When to Say No to Auditions

I was invited to an audition last month for a what I thought was a new theatre company. I figured I would give it a shot and at least see what they were up too.

When I got to the audition site, it ended up being a completely different company, one with a very negative reputation in the LA theatre community. I was shocked. What a bold-faced lie to tell the actors auditioning! Did they expect us not to notice when we got to the audition and it was someone else entirely?

The person leading the auditions went on to tell us that instead of just believing what we may have read about the company online, supposedly written by “bitter actors who can’t get any acting work,” we should just see for ourselves (of course, after we are cast in a show with him). The fact that he even felt the need to say that to us was very telling.

There are SOOOO many people out here whose business goals are to prey on the unknowing, hopeful, naive, I’ll-do-anything-for-my-career actors who come out to LA. There is a lot of money to be made off of actors in this town, partly because there are so many of us, and partly because we can be so desperate to get exposure, credits, meet people, etc.

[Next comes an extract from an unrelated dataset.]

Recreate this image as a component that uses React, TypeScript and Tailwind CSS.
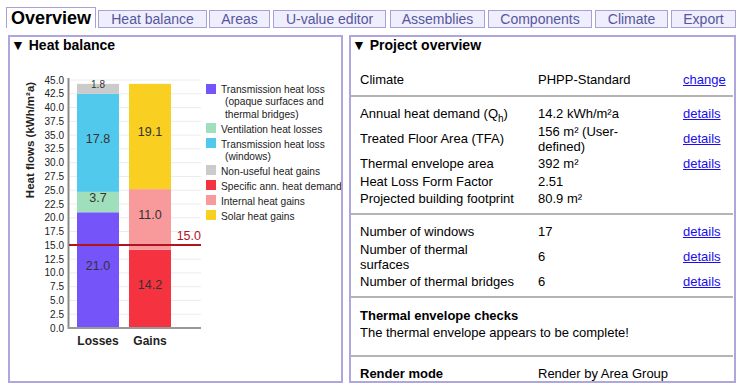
import React from "react";

const Y0 = 328;
const K = 248 / 45;
const yv = (v: number) => Y0 - v * K;

type Seg = { v: number; c: string; fs?: number };

function Bar({ x, segs }: { x: number; segs: Seg[] }) {
  let acc = 0;
  return (
    <g>
      {segs.map((s, i) => {
        const top = yv(acc + s.v);
        const bot = yv(acc);
        acc += s.v;
        const mid = (top + bot) / 2;
        return (
          <g key={i}>
            <rect x={x} y={top} width={42} height={bot - top} fill={s.c} />
            <text
              x={x + 21}
              y={s.fs ? mid - 1 : mid}
              textAnchor="middle"
              fontSize={s.fs ?? 12.5}
              fill="#333"
            >
              {s.v.toFixed(1)}
            </text>
          </g>
        );
      })}
    </g>
  );
}

function Chart() {
  const ticks: number[] = [];
  for (let i = 0; i <= 18; i++) ticks.push(i * 2.5);
  return (
    <svg width={194} height={310} className="shrink-0" style={{ fontFamily: '"Liberation Sans", Arial, sans-serif' }}>
      <g transform="translate(-10,-53)">
        {ticks.map((t) => (
          <line key={"g" + t} x1={70} x2={201} y1={yv(t)} y2={yv(t)} stroke="#ececec" strokeWidth={1} />
        ))}
        {ticks.map((t) => (
          <text key={"t" + t} x={64} y={yv(t) + 3.5} textAnchor="end" fontSize={10} fill="#222">
            {t.toFixed(1)}
          </text>
        ))}
        <text
          transform="translate(34,140) rotate(-90)"
          textAnchor="middle"
          fontSize={11.5}
          fontWeight="bold"
          fill="#222"
        >
          Heat flows (kWh/m²a)
        </text>
        <Bar
          x={77}
          segs={[
            { v: 21.0, c: "#7554fa" },
            { v: 3.7, c: "#a0dfbb" },
            { v: 17.8, c: "#51c9ec" },
            { v: 1.8, c: "#cbcbcb", fs: 10 },
          ]}
        />
        <Bar
          x={129}
          segs={[
            { v: 14.2, c: "#f5323f" },
            { v: 11.0, c: "#f89a9b" },
            { v: 19.1, c: "#f9cf22" },
          ]}
        />
        <line x1={68.5} x2={68.5} y1={78} y2={329} stroke="#8a8a8a" strokeWidth={2} />
        <line x1={68} x2={201} y1={328} y2={328} stroke="#999" strokeWidth={2} />
        <line x1={69} x2={201} y1={245} y2={245} stroke="#b0141e" strokeWidth={2} />
        <text x={201} y={239.5} textAnchor="end" fontSize={12.5} fill="#b0141e">
          15.0
        </text>
        <text x={98} y={345} textAnchor="middle" fontSize={12} fontWeight="bold" fill="#222">
          Losses
        </text>
        <text x={150} y={345} textAnchor="middle" fontSize={12} fontWeight="bold" fill="#222">
          Gains
        </text>
      </g>
    </svg>
  );
}

const legend: { c: string; lines: string[] }[] = [
  { c: "#7554fa", lines: ["Transmission heat loss", "(opaque surfaces and", "thermal bridges)"] },
  { c: "#a0dfbb", lines: ["Ventilation heat losses"] },
  { c: "#51c9ec", lines: ["Transmission heat loss", "(windows)"] },
  { c: "#cbcbcb", lines: ["Non-useful heat gains"] },
  { c: "#f5323f", lines: ["Specific ann. heat demand"] },
  { c: "#f89a9b", lines: ["Internal heat gains"] },
  { c: "#f9cf22", lines: ["Solar heat gains"] },
];

function Legend() {
  return (
    <div className="ml-[2px] mt-[31px] flex flex-col gap-[2.7px] text-[10.2px] leading-[12.3px] text-[#222]">
      {legend.map((l, i) => (
        <div key={i} className="flex items-start">
          <div className="mt-[-0.5px] h-[10px] w-[10px] shrink-0" style={{ backgroundColor: l.c }} />
          <div className="ml-[5px] whitespace-nowrap">
            {l.lines.map((t, j) => (
              <div key={j} className={j > 0 ? "pl-[4px]" : ""}>
                {t}
              </div>
            ))}
          </div>
        </div>
      ))}
    </div>
  );
}

function Tab({ label, w, ml }: { label: string; w: string; ml: string }) {
  return (
    <div
      className={`${w} ${ml} mt-[3px] h-[18px] border border-[#a9a0da] bg-[#eeeefc] text-center text-[14px] leading-[16px] text-[#56569c]`}
    >
      {label}
    </div>
  );
}

function Row({
  label,
  value,
  link,
  h,
}: {
  label: React.ReactNode;
  value: React.ReactNode;
  link?: string;
  h: string;
}) {
  return (
    <div className={`grid grid-cols-[178px_145px_1fr] items-center ${h}`}>
      <div>{label}</div>
      <div>{value}</div>
      <div>
        {link && <span className="text-[#1a0dee] underline">{link}</span>}
      </div>
    </div>
  );
}

function Sep() {
  return <div className="mr-[1px] h-[2px] bg-[#b4b4b4]" />;
}

export default function App() {
  return (
    <div
      className="relative h-[392px] w-[745px] overflow-hidden bg-white text-black"
      style={{ fontFamily: '"Liberation Sans", Arial, "DejaVu Sans", sans-serif' }}
    >
      {/* Tabs */}
      <div className="flex h-[28px] items-start pl-[6px] pt-[7px]">
        <div className="h-[21px] w-[90px] border border-b-0 border-[#a9a0da] bg-white text-center text-[18px] font-bold leading-[20px]">
          Overview
        </div>
        <Tab label="Heat balance" w="w-[109px]" ml="ml-[2px]" />
        <Tab label="Areas" w="w-[61px]" ml="ml-[2px]" />
        <Tab label="U-value editor" w="w-[113px]" ml="ml-[3px]" />
        <Tab label="Assemblies" w="w-[95px]" ml="ml-[4px]" />
        <Tab label="Components" w="w-[104px]" ml="ml-[3px]" />
        <Tab label="Climate" w="w-[73px]" ml="ml-[3px]" />
        <Tab label="Export" w="w-[65px]" ml="ml-[3px]" />
      </div>

      {/* Panels */}
      <div className="mt-[7px] flex h-[348px] pl-[8px]">
        {/* Left panel */}
        <div className="h-full w-[335px] overflow-hidden border-2 border-[#aea6dc]">
          <div className="pl-[1px] text-[14px] font-bold leading-[16px]">▼ Heat balance</div>
          <div className="flex">
            <Chart />
            <Legend />
          </div>
        </div>

        {/* Right panel */}
        <div className="ml-[6px] h-full w-[387px] overflow-hidden border-2 border-[#aea6dc] text-[13px] leading-[15px]">
          <div className="pl-[1px] text-[14px] font-bold leading-[16px]">▼ Project overview</div>

          <div className="pb-[6.5px] pl-[9px] pt-[17px]">
            <Row label="Climate" value="PHPP-Standard" link="change" h="h-[18px]" />
          </div>
          <Sep />
          <div className="pb-[6px] pl-[9px] pt-[8px]">
            <Row
              label={
                <span>
                  Annual heat demand (Q
                  <span className="relative top-[4px] text-[10px] leading-none">h</span>)
                </span>
              }
              value="14.2 kWh/m²a"
              link="details"
              h="h-[18px]"
            />
            <Row
              label="Treated Floor Area (TFA)"
              value={
                <span>
                  156 m² (User-
                  <br />
                  defined)
                </span>
              }
              link="details"
              h="h-[32px]"
            />
            <Row label="Thermal envelope area" value="392 m²" link="details" h="h-[18px]" />
            <Row label="Heat Loss Form Factor" value="2.51" h="h-[17px]" />
            <Row label="Projected building footprint" value="80.9 m²" h="h-[17px]" />
          </div>
          <Sep />
          <div className="pb-[5px] pl-[9px] pt-[8px]">
            <Row label="Number of windows" value="17" link="details" h="h-[18px]" />
            <Row
              label={
                <span>
                  Number of thermal
                  <br />
                  surfaces
                </span>
              }
              value="6"
              link="details"
              h="h-[32px]"
            />
            <Row label="Number of thermal bridges" value="6" link="details" h="h-[18px]" />
          </div>
          <Sep />
          <div className="pb-[14px] pl-[9px] pt-[9px]">
            <div className="h-[17px] font-bold leading-[17px]">Thermal envelope checks</div>
            <div className="h-[17px] leading-[17px]">The thermal envelope appears to be complete!</div>
          </div>
          <Sep />
          <div className="pl-[9px] pt-[8px]">
            <div className="grid h-[17px] grid-cols-[178px_1fr] items-center">
              <div className="font-bold">Render mode</div>
              <div>Render by Area Group</div>
            </div>
          </div>
        </div>
      </div>
    </div>
  );
}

I left the audition post-“why we aren’t so bad” speech and pre-“instead of a monologue or reading from sides, your audition is to walk around the stage in the dark and act like vampires.” I knew from lots of friends and from resources at The Actors Network that these people were super sketchy and so I took off. However, it was a tough decision in the moment when I was already there at the theatre and had spent money on gas and had given them a headshot and resume. Plus, I know I generally shouldn’t say no to opportunities since they are so hard to come by.

Where should the line be between saying yes or no to an acting opportunity?